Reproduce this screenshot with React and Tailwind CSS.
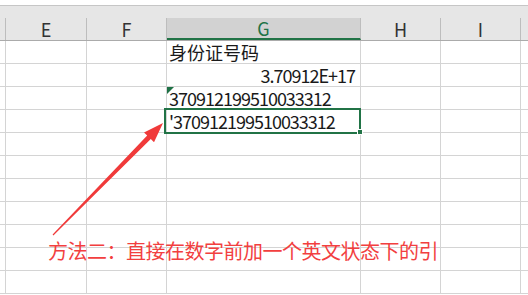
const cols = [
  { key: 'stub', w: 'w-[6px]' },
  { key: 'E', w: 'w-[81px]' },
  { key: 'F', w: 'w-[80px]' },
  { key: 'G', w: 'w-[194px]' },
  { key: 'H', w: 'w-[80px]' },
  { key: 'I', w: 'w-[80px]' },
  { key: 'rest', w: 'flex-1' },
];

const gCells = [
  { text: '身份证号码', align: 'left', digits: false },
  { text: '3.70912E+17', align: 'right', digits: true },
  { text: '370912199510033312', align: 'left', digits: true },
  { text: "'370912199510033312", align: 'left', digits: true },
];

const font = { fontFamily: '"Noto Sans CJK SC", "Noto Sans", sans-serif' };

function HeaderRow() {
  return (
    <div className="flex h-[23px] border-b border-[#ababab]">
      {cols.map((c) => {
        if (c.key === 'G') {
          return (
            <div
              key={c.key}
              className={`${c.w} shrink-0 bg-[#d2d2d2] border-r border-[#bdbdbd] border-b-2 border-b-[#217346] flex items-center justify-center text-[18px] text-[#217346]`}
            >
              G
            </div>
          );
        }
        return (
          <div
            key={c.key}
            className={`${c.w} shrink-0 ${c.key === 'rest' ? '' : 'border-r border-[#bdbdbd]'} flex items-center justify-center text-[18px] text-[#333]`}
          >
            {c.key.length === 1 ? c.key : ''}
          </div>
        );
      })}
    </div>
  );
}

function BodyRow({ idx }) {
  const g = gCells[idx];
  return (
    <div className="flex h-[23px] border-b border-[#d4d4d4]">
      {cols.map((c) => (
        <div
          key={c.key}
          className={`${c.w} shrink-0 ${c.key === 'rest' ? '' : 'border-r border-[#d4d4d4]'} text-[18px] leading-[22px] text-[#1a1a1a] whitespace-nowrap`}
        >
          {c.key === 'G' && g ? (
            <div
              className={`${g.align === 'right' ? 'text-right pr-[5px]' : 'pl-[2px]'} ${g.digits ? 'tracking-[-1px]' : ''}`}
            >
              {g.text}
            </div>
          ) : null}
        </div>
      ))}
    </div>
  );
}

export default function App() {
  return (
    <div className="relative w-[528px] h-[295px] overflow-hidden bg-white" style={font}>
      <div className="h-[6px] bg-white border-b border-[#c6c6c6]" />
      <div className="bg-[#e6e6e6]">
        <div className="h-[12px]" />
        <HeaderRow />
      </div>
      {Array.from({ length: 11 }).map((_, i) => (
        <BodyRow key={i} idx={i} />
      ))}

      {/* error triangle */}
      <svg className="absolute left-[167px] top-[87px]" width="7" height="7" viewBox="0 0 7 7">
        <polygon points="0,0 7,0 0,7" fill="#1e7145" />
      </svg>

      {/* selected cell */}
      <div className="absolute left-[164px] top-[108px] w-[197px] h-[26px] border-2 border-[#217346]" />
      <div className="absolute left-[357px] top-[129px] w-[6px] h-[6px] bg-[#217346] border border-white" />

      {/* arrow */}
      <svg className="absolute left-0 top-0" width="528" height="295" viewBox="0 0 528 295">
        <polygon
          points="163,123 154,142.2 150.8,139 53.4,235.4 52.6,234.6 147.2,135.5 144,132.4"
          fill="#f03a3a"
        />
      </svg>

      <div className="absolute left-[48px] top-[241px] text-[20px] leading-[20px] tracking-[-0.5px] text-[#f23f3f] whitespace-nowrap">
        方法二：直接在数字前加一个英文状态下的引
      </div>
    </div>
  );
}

* * * * * * * * *

The material above must be printed exactly, with its pictures left out.

Reproduce this screenshot with React and Tailwind CSS.
const cols = [
  { key: 'stub', w: 'w-[6px]' },
  { key: 'E', w: 'w-[81px]' },
  { key: 'F', w: 'w-[80px]' },
  { key: 'G', w: 'w-[194px]' },
  { key: 'H', w: 'w-[80px]' },
  { key: 'I', w: 'w-[80px]' },
  { key: 'rest', w: 'flex-1' },
];

const gCells = [
  { text: '身份证号码', align: 'left', digits: false },
  { text: '3.70912E+17', align: 'right', digits: true },
  { text: '370912199510033312', align: 'left', digits: true },
  { text: "'370912199510033312", align: 'left', digits: true },
];

const font = { fontFamily: '"Noto Sans CJK SC", "Noto Sans", sans-serif' };

function HeaderRow() {
  return (
    <div className="flex h-[23px] border-b border-[#ababab]">
      {cols.map((c) => {
        if (c.key === 'G') {
          return (
            <div
              key={c.key}
              className={`${c.w} shrink-0 bg-[#d2d2d2] border-r border-[#bdbdbd] border-b-2 border-b-[#217346] flex items-center justify-center text-[18px] text-[#217346]`}
            >
              G
            </div>
          );
        }
        return (
          <div
            key={c.key}
            className={`${c.w} shrink-0 ${c.key === 'rest' ? '' : 'border-r border-[#bdbdbd]'} flex items-center justify-center text-[18px] text-[#333]`}
          >
            {c.key.length === 1 ? c.key : ''}
          </div>
        );
      })}
    </div>
  );
}

function BodyRow({ idx }) {
  const g = gCells[idx];
  return (
    <div className="flex h-[23px] border-b border-[#d4d4d4]">
      {cols.map((c) => (
        <div
          key={c.key}
          className={`${c.w} shrink-0 ${c.key === 'rest' ? '' : 'border-r border-[#d4d4d4]'} text-[18px] leading-[22px] text-[#1a1a1a] whitespace-nowrap`}
        >
          {c.key === 'G' && g ? (
            <div
              className={`${g.align === 'right' ? 'text-right pr-[5px]' : 'pl-[2px]'} ${g.digits ? 'tracking-[-1px]' : ''}`}
            >
              {g.text}
            </div>
          ) : null}
        </div>
      ))}
    </div>
  );
}

export default function App() {
  return (
    <div className="relative w-[528px] h-[295px] overflow-hidden bg-white" style={font}>
      <div className="h-[6px] bg-white border-b border-[#c6c6c6]" />
      <div className="bg-[#e6e6e6]">
        <div className="h-[12px]" />
        <HeaderRow />
      </div>
      {Array.from({ length: 11 }).map((_, i) => (
        <BodyRow key={i} idx={i} />
      ))}

      {/* error triangle */}
      <svg className="absolute left-[167px] top-[87px]" width="7" height="7" viewBox="0 0 7 7">
        <polygon points="0,0 7,0 0,7" fill="#1e7145" />
      </svg>

      {/* selected cell */}
      <div className="absolute left-[164px] top-[108px] w-[197px] h-[26px] border-2 border-[#217346]" />
      <div className="absolute left-[357px] top-[129px] w-[6px] h-[6px] bg-[#217346] border border-white" />

      {/* arrow */}
      <svg className="absolute left-0 top-0" width="528" height="295" viewBox="0 0 528 295">
        <polygon
          points="163,123 154,142.2 150.8,139 53.4,235.4 52.6,234.6 147.2,135.5 144,132.4"
          fill="#f03a3a"
        />
      </svg>

      <div className="absolute left-[48px] top-[241px] text-[20px] leading-[20px] tracking-[-0.5px] text-[#f23f3f] whitespace-nowrap">
        方法二：直接在数字前加一个英文状态下的引
      </div>
    </div>
  );
}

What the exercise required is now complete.